> [MATERIAL FOR THIS EXERCISE]
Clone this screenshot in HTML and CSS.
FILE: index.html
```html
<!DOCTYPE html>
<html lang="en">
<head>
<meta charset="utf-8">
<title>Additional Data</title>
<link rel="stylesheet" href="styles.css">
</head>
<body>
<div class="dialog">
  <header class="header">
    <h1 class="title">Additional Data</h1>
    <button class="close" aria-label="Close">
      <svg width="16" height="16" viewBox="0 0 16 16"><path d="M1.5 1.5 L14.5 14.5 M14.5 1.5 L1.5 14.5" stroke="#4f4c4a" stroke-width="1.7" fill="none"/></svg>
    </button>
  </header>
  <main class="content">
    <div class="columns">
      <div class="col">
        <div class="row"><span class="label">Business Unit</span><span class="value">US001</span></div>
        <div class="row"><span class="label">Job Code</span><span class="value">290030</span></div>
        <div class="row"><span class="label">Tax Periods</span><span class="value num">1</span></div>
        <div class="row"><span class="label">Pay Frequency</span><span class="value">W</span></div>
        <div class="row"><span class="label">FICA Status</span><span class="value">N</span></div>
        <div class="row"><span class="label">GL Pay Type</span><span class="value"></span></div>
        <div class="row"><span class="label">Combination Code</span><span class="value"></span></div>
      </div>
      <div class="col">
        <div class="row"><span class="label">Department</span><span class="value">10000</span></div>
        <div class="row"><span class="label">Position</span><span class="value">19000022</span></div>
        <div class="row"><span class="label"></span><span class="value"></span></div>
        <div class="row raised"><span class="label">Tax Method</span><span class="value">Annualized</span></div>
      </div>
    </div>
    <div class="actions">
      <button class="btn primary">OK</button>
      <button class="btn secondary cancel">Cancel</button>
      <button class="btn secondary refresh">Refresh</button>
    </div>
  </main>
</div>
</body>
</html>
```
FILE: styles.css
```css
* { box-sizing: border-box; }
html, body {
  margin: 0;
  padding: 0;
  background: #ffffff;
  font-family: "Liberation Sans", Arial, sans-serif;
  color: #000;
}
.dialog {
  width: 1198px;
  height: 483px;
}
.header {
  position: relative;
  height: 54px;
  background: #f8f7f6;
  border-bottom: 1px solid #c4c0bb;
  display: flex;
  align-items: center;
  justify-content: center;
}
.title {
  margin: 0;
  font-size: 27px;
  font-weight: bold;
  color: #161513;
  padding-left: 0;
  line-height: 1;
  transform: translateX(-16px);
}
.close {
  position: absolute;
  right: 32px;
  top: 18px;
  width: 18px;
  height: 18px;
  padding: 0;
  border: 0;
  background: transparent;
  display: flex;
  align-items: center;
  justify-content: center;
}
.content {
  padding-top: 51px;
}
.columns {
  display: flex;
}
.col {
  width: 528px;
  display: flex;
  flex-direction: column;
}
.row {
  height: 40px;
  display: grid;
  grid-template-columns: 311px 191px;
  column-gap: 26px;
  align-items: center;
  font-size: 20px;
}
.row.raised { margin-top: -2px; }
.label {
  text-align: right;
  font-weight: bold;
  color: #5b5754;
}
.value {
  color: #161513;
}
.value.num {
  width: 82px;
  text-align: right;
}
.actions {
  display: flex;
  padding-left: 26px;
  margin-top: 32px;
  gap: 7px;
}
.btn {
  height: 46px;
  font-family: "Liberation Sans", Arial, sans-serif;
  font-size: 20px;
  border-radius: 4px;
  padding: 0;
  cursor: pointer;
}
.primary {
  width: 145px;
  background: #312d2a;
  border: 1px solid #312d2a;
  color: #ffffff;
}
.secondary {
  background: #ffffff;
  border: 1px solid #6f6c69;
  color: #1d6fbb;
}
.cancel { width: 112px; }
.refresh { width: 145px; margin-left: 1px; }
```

--

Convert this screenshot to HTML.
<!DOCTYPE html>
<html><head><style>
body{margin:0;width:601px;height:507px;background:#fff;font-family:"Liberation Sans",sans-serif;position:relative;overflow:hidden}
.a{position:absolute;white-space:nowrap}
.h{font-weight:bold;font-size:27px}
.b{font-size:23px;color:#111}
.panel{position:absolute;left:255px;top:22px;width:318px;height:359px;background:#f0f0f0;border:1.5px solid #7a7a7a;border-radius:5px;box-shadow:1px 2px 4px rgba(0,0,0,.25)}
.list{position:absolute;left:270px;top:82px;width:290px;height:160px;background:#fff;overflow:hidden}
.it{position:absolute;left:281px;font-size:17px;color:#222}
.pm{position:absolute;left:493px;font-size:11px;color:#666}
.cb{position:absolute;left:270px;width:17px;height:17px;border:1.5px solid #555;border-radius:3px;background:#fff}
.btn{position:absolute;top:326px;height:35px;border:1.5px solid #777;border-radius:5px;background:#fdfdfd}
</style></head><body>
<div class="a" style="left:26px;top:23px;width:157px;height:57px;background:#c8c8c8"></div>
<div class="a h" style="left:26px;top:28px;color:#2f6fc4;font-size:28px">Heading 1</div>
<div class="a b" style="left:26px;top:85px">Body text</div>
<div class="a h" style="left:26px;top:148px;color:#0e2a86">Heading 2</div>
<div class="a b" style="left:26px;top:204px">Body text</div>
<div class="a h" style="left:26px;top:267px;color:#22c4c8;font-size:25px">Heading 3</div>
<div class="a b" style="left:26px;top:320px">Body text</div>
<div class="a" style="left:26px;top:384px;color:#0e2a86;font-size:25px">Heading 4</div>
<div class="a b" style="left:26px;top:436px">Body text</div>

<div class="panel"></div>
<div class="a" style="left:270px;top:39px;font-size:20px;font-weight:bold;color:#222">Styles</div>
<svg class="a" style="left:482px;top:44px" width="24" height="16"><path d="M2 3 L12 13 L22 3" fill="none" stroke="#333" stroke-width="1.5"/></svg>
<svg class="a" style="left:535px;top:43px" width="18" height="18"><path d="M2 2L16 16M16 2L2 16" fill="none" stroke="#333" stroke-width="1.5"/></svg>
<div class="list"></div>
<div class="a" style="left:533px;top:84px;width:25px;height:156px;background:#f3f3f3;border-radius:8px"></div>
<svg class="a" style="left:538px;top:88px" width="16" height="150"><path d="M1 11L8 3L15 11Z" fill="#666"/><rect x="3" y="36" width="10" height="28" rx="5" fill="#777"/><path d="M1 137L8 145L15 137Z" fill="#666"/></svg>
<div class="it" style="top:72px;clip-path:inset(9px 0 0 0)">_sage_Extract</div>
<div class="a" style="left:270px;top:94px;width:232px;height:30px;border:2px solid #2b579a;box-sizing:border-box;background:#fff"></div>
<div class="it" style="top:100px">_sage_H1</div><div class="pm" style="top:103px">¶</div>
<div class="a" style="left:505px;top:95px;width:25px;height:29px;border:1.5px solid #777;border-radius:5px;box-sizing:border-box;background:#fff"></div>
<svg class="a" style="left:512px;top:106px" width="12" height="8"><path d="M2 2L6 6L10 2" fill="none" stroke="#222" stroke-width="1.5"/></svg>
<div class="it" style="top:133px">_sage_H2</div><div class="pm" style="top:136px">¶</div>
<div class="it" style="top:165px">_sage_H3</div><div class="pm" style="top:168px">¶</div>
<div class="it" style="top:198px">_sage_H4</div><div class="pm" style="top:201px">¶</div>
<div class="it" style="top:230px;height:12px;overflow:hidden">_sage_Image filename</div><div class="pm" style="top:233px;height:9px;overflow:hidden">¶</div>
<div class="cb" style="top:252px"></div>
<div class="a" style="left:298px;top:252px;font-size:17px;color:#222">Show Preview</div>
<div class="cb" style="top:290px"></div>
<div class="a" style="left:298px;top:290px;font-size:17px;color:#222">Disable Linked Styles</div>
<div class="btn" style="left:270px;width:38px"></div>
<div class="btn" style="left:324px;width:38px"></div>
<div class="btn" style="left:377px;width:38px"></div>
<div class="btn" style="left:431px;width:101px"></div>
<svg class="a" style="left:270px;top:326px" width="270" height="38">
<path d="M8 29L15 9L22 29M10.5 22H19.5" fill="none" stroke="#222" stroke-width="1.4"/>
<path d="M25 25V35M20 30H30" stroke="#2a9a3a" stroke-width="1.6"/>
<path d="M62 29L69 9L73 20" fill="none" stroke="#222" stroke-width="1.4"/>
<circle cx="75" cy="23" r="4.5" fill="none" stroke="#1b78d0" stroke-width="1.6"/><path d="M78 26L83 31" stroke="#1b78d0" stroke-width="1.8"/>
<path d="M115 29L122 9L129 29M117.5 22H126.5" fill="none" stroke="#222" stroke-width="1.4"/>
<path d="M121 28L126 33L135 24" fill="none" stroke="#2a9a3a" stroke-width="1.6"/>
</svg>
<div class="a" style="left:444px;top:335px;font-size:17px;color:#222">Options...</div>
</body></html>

> [TASK BRIEF] Copy each line of the records containing the string "screenshot".

> [PROBLEM SOLUTION]
Clone this screenshot in HTML and CSS.
Convert this screenshot to HTML.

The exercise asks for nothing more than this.